Lecture series explores Film Noir’s dark side

A scene from L.A. Confidential. Courtesy Warner Home Video

A scene from 'L.A. Confidential'. Courtesy Warner Home Video

Take a trip to the dark side with a new five-part monthly lecture series premiering January 18 at Toronto’s Revue Cinema entitled Roads to Perdition: The Dark Allure of Film Noir. The series is presented in partnership with Ryerson University’s Chang School of Continuing Education and its Programs for 50+.

Toronto critic, broadcaster, and writer Kevin Courrier will explore the origins of the Film Noir genre and its themes, and trace its influence to this day. Courrier, who also co-produces and hosts music documentaries for CBC Radio 2, is returning to the Revue for his third round of lectures and will speak on the 70-year longevity of the moody genre.

The Film Noir name was coined by French critics to describe movies that were dark, somber, and cynical.
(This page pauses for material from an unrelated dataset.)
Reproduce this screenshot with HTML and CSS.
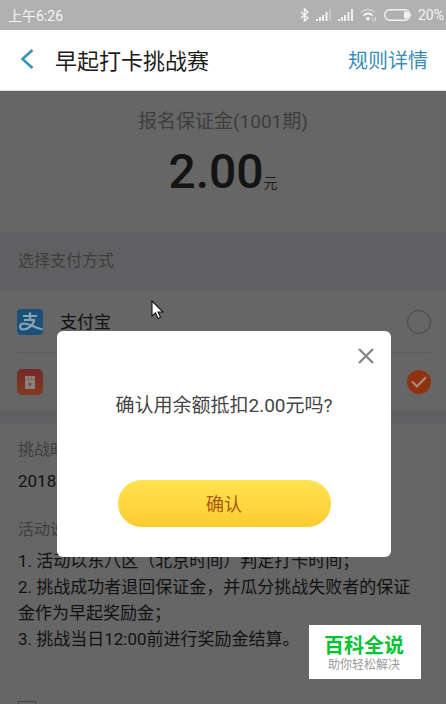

The moniker fit perfectly for the films, derived from hardboiled crime fiction, that began appearing in the 1940s. The Maltese Falcon (1941), based on a Dashiell Hammett novel, directed by John Huston, and starring Humphrey Bogart, Mary Astor, and Peter Lorre, is considered the first.

“Think of the period when these movies emerge. You had the war-effort movies that were all about people making sacrifices, standing behind one another, the very strong positive drive, and you suddenly have this dark, gloomy underworld, where you have crime and corruption, and the heroes, as well as the villains, are cynical and disillusioned,” Courrier says.

“So there’s a darkness to these pictures that somehow reminds people that things are not quite as bright and sunny as they think they’re going to be.”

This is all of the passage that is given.